Fue amigo de Keith Emerson, quien le contagió el gusto por la parafernalia nazi -las águilas doradas, las cruces gamadas y las cruces de hierro- una estética que desembocó en el coleccionismo de armas, recuerdos militares y uniformes de la SS. Acabó con una exposición de armas, espadas, dagas, puñales y bayonetas de las dos guerras mundiales que le ocupaba media casa. Cuando, con toda esa chatarra encima, un periodista se atrevió a preguntarle si tenía simpatías nazis, respondió: "He tenido seis novias negras, así que debo ser el peor nazi del mundo. Imagina que fuese a Nüremberg a presentarle mi novia al Führer".

Igual que su amenazadora pinta de tipo duro ocultaba un pedazo de pan, tras su chupa de caballería había un aficionado a la historia que lo sabía todo sobre las dos guerras mundiales. Cuando fundó Motörhead fue como si se fundara a sí mismo y Lemmy se llevó el escenario a todas partes: a la calle, a los bares y a su casa. Se adelantó a todas las modas -el heavy, el punk, el trash- fabricando su propio look de motero a partir de un gazpacho de símbolos inconexos: tatuajes tétricos, melena larga, bigotazos de mariscal prusiano, sombrero vaquero, anillos con calaveras, cazadora de cuero adornada con insignias militares, pantalones de pitillo y unas altas botas de cuero que mandaba fabricar a un artesano según un diseño personal.

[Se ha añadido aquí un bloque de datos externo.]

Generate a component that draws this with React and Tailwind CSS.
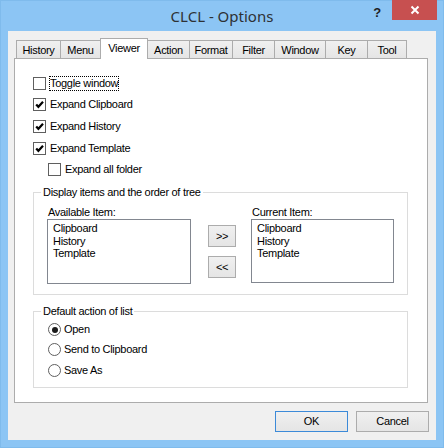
import React from 'react'

const tabs = [
    { name: 'History', w: 'w-[45px]' },
    { name: 'Menu', w: 'w-[41px]' },
    { name: 'Viewer', w: 'w-[48px]', active: true },
    { name: 'Action', w: 'w-[43px]' },
    { name: 'Format', w: 'w-[44px]' },
    { name: 'Filter', w: 'w-[43px]' },
    { name: 'Window', w: 'w-[52px]' },
    { name: 'Key', w: 'w-[43px]' },
    { name: 'Tool', w: 'w-[40px]' },
]

const items = ['Clipboard', 'History', 'Template']

function CheckBox({ checked, label, focused, className = '', mt = '' }) {
    return (
        <div className={`flex items-center h-[13px] ${mt} ${className}`}>
            <div className="w-[13px] h-[13px] border border-[#5f5f5f] bg-white flex items-center justify-center shrink-0">
                {checked && (
                    <svg width="11" height="11" viewBox="0 0 11 11">
                        <path d="M2.2 5.4 L4.4 7.8 L9 2.8" fill="none" stroke="#000" strokeWidth="2.2" />
                    </svg>
                )}
            </div>
            <span className={`ml-[3px] leading-[13px] border ${focused ? 'border-dotted border-black' : 'border-transparent'}`}>
                {label}
            </span>
        </div>
    )
}

function Radio({ checked, label, mt = '' }) {
    return (
        <div className={`flex items-center h-[13px] ${mt}`}>
            <div className="w-[13px] h-[13px] rounded-full border border-[#5f5f5f] bg-white flex items-center justify-center shrink-0">
                {checked && <div className="w-[6px] h-[6px] rounded-full bg-[#1a1a1a]" />}
            </div>
            <span className="ml-[3px] leading-[13px]">{label}</span>
        </div>
    )
}

function ListBox({ h }) {
    return (
        <div className={`${h} border border-[#828790] bg-white pl-[5px] pt-[2px]`}>
            {items.map((item) => (
                <div key={item} className="leading-[12.5px]">{item}</div>
            ))}
        </div>
    )
}

function SmallButton({ children, mt = '' }) {
    return (
        <div className={`w-[28px] h-[22px] border border-[#acacac] bg-gradient-to-b from-[#f0f0f0] to-[#e5e5e5] flex items-center justify-center ${mt}`}>
            {children}
        </div>
    )
}

export default function App() {
    return (
        <div className="w-[444px] h-[448px] bg-[#8cc5f4] border border-[#7fbbec] flex flex-col font-['Liberation_Sans',Arial,sans-serif] text-[11px] tracking-[-0.3px] text-black">
            {/* title bar */}
            <div className="h-[30px] grid grid-cols-[1fr_auto_1fr] items-start">
                <div />
                <div className="mt-[4px] font-['Noto_Sans',sans-serif] text-[15px] tracking-normal text-[#2e3135] leading-[22px]">CLCL - Options</div>
                <div className="flex justify-end -mt-px mr-[6px]">
                    <div className="w-[30px] h-[20px] flex items-center justify-center font-bold text-[13px] text-[#1e1e1e] pt-[5px]">?</div>
                    <div className="w-[45px] h-[20px] bg-[#c75050] flex items-center justify-center">
                        <svg width="10" height="10" viewBox="0 0 10 10">
                            <path d="M1.5 1.5 L8.5 8.5 M8.5 1.5 L1.5 8.5" stroke="#fff" strokeWidth="2" />
                        </svg>
                    </div>
                </div>
            </div>

            {/* client area */}
            <div className="mx-[7px] h-[409px] bg-[#f0f0f0] flex flex-col">
                {/* tabs */}
                <div className="ml-[8px] mt-[7px] h-[20px] flex items-end">
                    {tabs.map((tab, i) => (
                        tab.active ? (
                            <div key={tab.name} className={`${tab.w} ${i > 0 ? '-ml-px' : ''} h-[21px] -mb-px relative z-10 bg-white border border-b-0 border-[#acacac] flex justify-center pt-[3px]`}>
                                <span className="leading-[13px]">{tab.name}</span>
                            </div>
                        ) : (
                            <div key={tab.name} className={`${tab.w} ${i > 0 ? '-ml-px' : ''} h-[18px] bg-gradient-to-b from-[#f0f0f0] to-[#e5e5e5] border border-b-0 border-[#acacac] flex justify-center pt-[3px]`}>
                                <span className="leading-[13px]">{tab.name}</span>
                            </div>
                        )
                    ))}
                </div>

                {/* panel */}
                <div className="ml-[6px] w-[414px] h-[345px] bg-white border border-[#acacac] pt-[18px] pl-[18px]">
                    <CheckBox label="Toggle window" focused />
                    <CheckBox label="Expand Clipboard" checked mt="mt-[8px]" />
                    <CheckBox label="Expand History" checked mt="mt-[9px]" />
                    <CheckBox label="Expand Template" checked mt="mt-[9px]" />
                    <CheckBox label="Expand all folder" mt="mt-[8px]" className="ml-[15px]" />

                    <fieldset className="mt-[10px] w-[375px] border border-[#dcdcdc] p-0 pb-[10px]">
                        <legend className="ml-[7px] px-[2px] leading-[13px]">Display items and the order of tree</legend>
                        <div className="flex mt-[7px] ml-[13px]">
                            <div className="w-[144px]">
                                <div className="ml-[1px] leading-[13px]">Available Item:</div>
                                <ListBox h="h-[65px]" />
                            </div>
                            <div className="ml-[17px] mt-[19px]">
                                <SmallButton>&gt;&gt;</SmallButton>
                                <SmallButton mt="mt-[9px]">&lt;&lt;</SmallButton>
                            </div>
                            <div className="ml-[15px] w-[143px]">
                                <div className="ml-[1px] leading-[13px]">Current Item:</div>
                                <ListBox h="h-[64px]" />
                            </div>
                        </div>
                    </fieldset>

                    <fieldset className="mt-[10px] w-[375px] border border-[#dcdcdc] p-0 pb-[10px]">
                        <legend className="ml-[7px] px-[2px] leading-[13px]">Default action of list</legend>
                        <div className="ml-[14px]">
                            <Radio label="Open" checked mt="mt-[5px]" />
                            <Radio label="Send to Clipboard" mt="mt-[7px]" />
                            <Radio label="Save As" mt="mt-[8px]" />
                        </div>
                    </fieldset>
                </div>

                {/* dialog buttons */}
                <div className="mt-[8px] flex justify-end gap-[8px] pr-[7px]">
                    <div className="w-[73px] h-[21px] border border-[#3c8ad8] bg-gradient-to-b from-[#f0f0f0] to-[#e5e5e5] flex items-center justify-center">OK</div>
                    <div className="w-[73px] h-[21px] border border-[#acacac] bg-gradient-to-b from-[#f0f0f0] to-[#e5e5e5] flex items-center justify-center">Cancel</div>
                </div>
            </div>
        </div>
    )
}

Más que ninguna otra cosa, le gustaban los clásicos del rock, es decir, Jerry Lee Lewis, Little Richard, Buddy Holly, Elvis y los Beatles: "Todo el mundo dice que los Stones son duros y los Beatles unas niñas, pero es al revés. Los Stones eran unos niños de papá, unos pijos que iban a escuelas de arte y todo ese rollo". Usaba un bajo Rickenbaker distorsionado a tope y lo tocaba pegándole una paliza. Cantaba con el micro muy alto, mirando a las estrellas, imprecando a los cielos con su voz de hormigonera mientras hinchaba las venas del cuello como si la erección le llegara a la nuca. Tal vez no haya un solo grupo que haya tocado a un volumen tan alto como Motörhead: algunos de sus fans salían de sus conciertos sordos y la sordera se alargaba una semana. "Mejor" decía uno, "así no oigo a mi mujer". Su sonido era el caos de una batalla pasado de decibelios. En mi barrio, San Blas, se decía que había un premio para quien pudiera distinguir el bajo de la batería y la voz de la guitarra. Cuando no hacía música, se dedicaba a la bebida, a las mujeres y a los videojuegos. Le gustaban también las tragaperras de palanca y las strippers de barra. Le preguntaron con cuántas mujeres se habría acostado en su vida, se quedó pensando y dijo que unas mil. "Tampoco es tanto si piensas la edad que tengo", precisó, calculando que salían unas cincuenta al año. Nunca se casó por muchas razones, pero fundamentalmente porque si tenía que elegir entre el sexo y la música, para Lemmy no había elección: "Un polvo dura media hora, como mucho, y un concierto hora y media". "Cuando muera" dijo una vez "será un buen momento para dejar de tocar, porque la muerte es el modo que tiene Dios de decirte que pares un poco".